## What is expected
Restate the listing below word for word, omitting any images.

■ ■ ■ ■ ■ ■ ■

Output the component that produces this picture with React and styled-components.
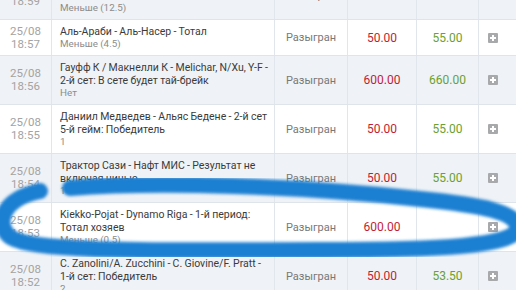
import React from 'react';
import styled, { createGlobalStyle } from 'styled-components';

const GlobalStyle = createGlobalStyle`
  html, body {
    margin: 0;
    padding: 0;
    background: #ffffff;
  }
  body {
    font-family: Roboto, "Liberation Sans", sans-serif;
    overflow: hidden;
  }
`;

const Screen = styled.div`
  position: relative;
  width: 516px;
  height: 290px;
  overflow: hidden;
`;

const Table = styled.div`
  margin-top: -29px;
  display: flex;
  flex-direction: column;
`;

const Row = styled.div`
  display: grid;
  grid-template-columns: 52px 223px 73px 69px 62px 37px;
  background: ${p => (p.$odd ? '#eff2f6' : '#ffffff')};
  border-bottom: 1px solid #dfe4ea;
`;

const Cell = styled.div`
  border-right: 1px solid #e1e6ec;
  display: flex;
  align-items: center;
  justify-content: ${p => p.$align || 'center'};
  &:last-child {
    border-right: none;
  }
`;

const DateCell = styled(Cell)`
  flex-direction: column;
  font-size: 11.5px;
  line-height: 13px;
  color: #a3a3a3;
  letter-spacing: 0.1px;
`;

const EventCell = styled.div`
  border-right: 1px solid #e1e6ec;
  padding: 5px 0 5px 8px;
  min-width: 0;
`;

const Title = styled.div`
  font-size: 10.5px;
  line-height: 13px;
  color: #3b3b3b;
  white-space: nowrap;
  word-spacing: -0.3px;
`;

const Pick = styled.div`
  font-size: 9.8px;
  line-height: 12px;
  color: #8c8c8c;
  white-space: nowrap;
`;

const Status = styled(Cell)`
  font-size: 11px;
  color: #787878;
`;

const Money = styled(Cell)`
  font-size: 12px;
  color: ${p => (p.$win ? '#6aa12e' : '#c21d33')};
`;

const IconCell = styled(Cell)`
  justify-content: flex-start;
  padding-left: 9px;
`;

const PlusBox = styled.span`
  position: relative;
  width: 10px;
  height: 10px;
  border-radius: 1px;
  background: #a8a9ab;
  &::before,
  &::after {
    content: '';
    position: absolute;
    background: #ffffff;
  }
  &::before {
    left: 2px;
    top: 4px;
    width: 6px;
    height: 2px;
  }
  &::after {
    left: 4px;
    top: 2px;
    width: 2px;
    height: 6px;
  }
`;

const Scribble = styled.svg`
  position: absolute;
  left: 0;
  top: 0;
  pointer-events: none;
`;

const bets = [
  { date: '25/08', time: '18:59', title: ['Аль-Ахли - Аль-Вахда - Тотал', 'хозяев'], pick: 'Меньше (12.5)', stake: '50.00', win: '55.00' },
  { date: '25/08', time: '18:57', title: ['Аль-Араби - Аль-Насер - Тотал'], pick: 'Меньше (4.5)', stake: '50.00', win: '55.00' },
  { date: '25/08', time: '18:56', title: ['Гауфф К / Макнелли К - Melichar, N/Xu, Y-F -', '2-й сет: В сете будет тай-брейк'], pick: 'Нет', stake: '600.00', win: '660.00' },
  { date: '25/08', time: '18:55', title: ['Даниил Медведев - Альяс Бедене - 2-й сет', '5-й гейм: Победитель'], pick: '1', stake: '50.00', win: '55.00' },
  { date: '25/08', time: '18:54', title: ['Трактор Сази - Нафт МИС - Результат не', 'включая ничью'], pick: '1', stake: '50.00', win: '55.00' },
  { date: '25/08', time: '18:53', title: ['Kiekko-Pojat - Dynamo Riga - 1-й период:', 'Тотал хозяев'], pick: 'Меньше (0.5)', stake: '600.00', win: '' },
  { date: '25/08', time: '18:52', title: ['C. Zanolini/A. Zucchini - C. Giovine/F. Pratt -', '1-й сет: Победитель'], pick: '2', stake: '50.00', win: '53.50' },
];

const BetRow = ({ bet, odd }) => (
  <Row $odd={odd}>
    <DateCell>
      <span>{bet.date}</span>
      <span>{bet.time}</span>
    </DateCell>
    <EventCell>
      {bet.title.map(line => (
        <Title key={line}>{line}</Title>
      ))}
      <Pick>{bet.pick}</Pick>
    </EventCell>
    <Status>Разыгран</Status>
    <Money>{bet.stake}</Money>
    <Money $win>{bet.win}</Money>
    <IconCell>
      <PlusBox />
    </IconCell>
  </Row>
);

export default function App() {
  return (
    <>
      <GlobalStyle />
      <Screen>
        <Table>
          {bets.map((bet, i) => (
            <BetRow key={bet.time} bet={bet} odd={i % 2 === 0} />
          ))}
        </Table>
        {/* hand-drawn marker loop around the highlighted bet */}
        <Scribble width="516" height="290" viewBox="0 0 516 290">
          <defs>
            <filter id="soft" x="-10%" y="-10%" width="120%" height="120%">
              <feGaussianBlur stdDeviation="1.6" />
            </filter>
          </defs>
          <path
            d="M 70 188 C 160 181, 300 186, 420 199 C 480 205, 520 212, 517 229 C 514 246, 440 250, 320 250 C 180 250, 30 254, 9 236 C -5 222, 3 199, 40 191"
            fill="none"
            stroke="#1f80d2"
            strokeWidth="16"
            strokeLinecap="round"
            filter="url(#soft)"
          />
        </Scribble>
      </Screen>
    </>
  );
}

■ ■ ■ ■ ■ ■ ■

## Written answer
Output the component that produces this picture with React and styled-components.
import React from 'react';
import styled, { createGlobalStyle } from 'styled-components';

const GlobalStyle = createGlobalStyle`
  html, body {
    margin: 0;
    padding: 0;
    background: #ffffff;
  }
  body {
    font-family: Roboto, "Liberation Sans", sans-serif;
    overflow: hidden;
  }
`;

const Screen = styled.div`
  position: relative;
  width: 516px;
  height: 290px;
  overflow: hidden;
`;

const Table = styled.div`
  margin-top: -29px;
  display: flex;
  flex-direction: column;
`;

const Row = styled.div`
  display: grid;
  grid-template-columns: 52px 223px 73px 69px 62px 37px;
  background: ${p => (p.$odd ? '#eff2f6' : '#ffffff')};
  border-bottom: 1px solid #dfe4ea;
`;

const Cell = styled.div`
  border-right: 1px solid #e1e6ec;
  display: flex;
  align-items: center;
  justify-content: ${p => p.$align || 'center'};
  &:last-child {
    border-right: none;
  }
`;

const DateCell = styled(Cell)`
  flex-direction: column;
  font-size: 11.5px;
  line-height: 13px;
  color: #a3a3a3;
  letter-spacing: 0.1px;
`;

const EventCell = styled.div`
  border-right: 1px solid #e1e6ec;
  padding: 5px 0 5px 8px;
  min-width: 0;
`;

const Title = styled.div`
  font-size: 10.5px;
  line-height: 13px;
  color: #3b3b3b;
  white-space: nowrap;
  word-spacing: -0.3px;
`;

const Pick = styled.div`
  font-size: 9.8px;
  line-height: 12px;
  color: #8c8c8c;
  white-space: nowrap;
`;

const Status = styled(Cell)`
  font-size: 11px;
  color: #787878;
`;

const Money = styled(Cell)`
  font-size: 12px;
  color: ${p => (p.$win ? '#6aa12e' : '#c21d33')};
`;

const IconCell = styled(Cell)`
  justify-content: flex-start;
  padding-left: 9px;
`;

const PlusBox = styled.span`
  position: relative;
  width: 10px;
  height: 10px;
  border-radius: 1px;
  background: #a8a9ab;
  &::before,
  &::after {
    content: '';
    position: absolute;
    background: #ffffff;
  }
  &::before {
    left: 2px;
    top: 4px;
    width: 6px;
    height: 2px;
  }
  &::after {
    left: 4px;
    top: 2px;
    width: 2px;
    height: 6px;
  }
`;

const Scribble = styled.svg`
  position: absolute;
  left: 0;
  top: 0;
  pointer-events: none;
`;

const bets = [
  { date: '25/08', time: '18:59', title: ['Аль-Ахли - Аль-Вахда - Тотал', 'хозяев'], pick: 'Меньше (12.5)', stake: '50.00', win: '55.00' },
  { date: '25/08', time: '18:57', title: ['Аль-Араби - Аль-Насер - Тотал'], pick: 'Меньше (4.5)', stake: '50.00', win: '55.00' },
  { date: '25/08', time: '18:56', title: ['Гауфф К / Макнелли К - Melichar, N/Xu, Y-F -', '2-й сет: В сете будет тай-брейк'], pick: 'Нет', stake: '600.00', win: '660.00' },
  { date: '25/08', time: '18:55', title: ['Даниил Медведев - Альяс Бедене - 2-й сет', '5-й гейм: Победитель'], pick: '1', stake: '50.00', win: '55.00' },
  { date: '25/08', time: '18:54', title: ['Трактор Сази - Нафт МИС - Результат не', 'включая ничью'], pick: '1', stake: '50.00', win: '55.00' },
  { date: '25/08', time: '18:53', title: ['Kiekko-Pojat - Dynamo Riga - 1-й период:', 'Тотал хозяев'], pick: 'Меньше (0.5)', stake: '600.00', win: '' },
  { date: '25/08', time: '18:52', title: ['C. Zanolini/A. Zucchini - C. Giovine/F. Pratt -', '1-й сет: Победитель'], pick: '2', stake: '50.00', win: '53.50' },
];

const BetRow = ({ bet, odd }) => (
  <Row $odd={odd}>
    <DateCell>
      <span>{bet.date}</span>
      <span>{bet.time}</span>
    </DateCell>
    <EventCell>
      {bet.title.map(line => (
        <Title key={line}>{line}</Title>
      ))}
      <Pick>{bet.pick}</Pick>
    </EventCell>
    <Status>Разыгран</Status>
    <Money>{bet.stake}</Money>
    <Money $win>{bet.win}</Money>
    <IconCell>
      <PlusBox />
    </IconCell>
  </Row>
);

export default function App() {
  return (
    <>
      <GlobalStyle />
      <Screen>
        <Table>
          {bets.map((bet, i) => (
            <BetRow key={bet.time} bet={bet} odd={i % 2 === 0} />
          ))}
        </Table>
        {/* hand-drawn marker loop around the highlighted bet */}
        <Scribble width="516" height="290" viewBox="0 0 516 290">
          <defs>
            <filter id="soft" x="-10%" y="-10%" width="120%" height="120%">
              <feGaussianBlur stdDeviation="1.6" />
            </filter>
          </defs>
          <path
            d="M 70 188 C 160 181, 300 186, 420 199 C 480 205, 520 212, 517 229 C 514 246, 440 250, 320 250 C 180 250, 30 254, 9 236 C -5 222, 3 199, 40 191"
            fill="none"
            stroke="#1f80d2"
            strokeWidth="16"
            strokeLinecap="round"
            filter="url(#soft)"
          />
        </Scribble>
      </Screen>
    </>
  );
}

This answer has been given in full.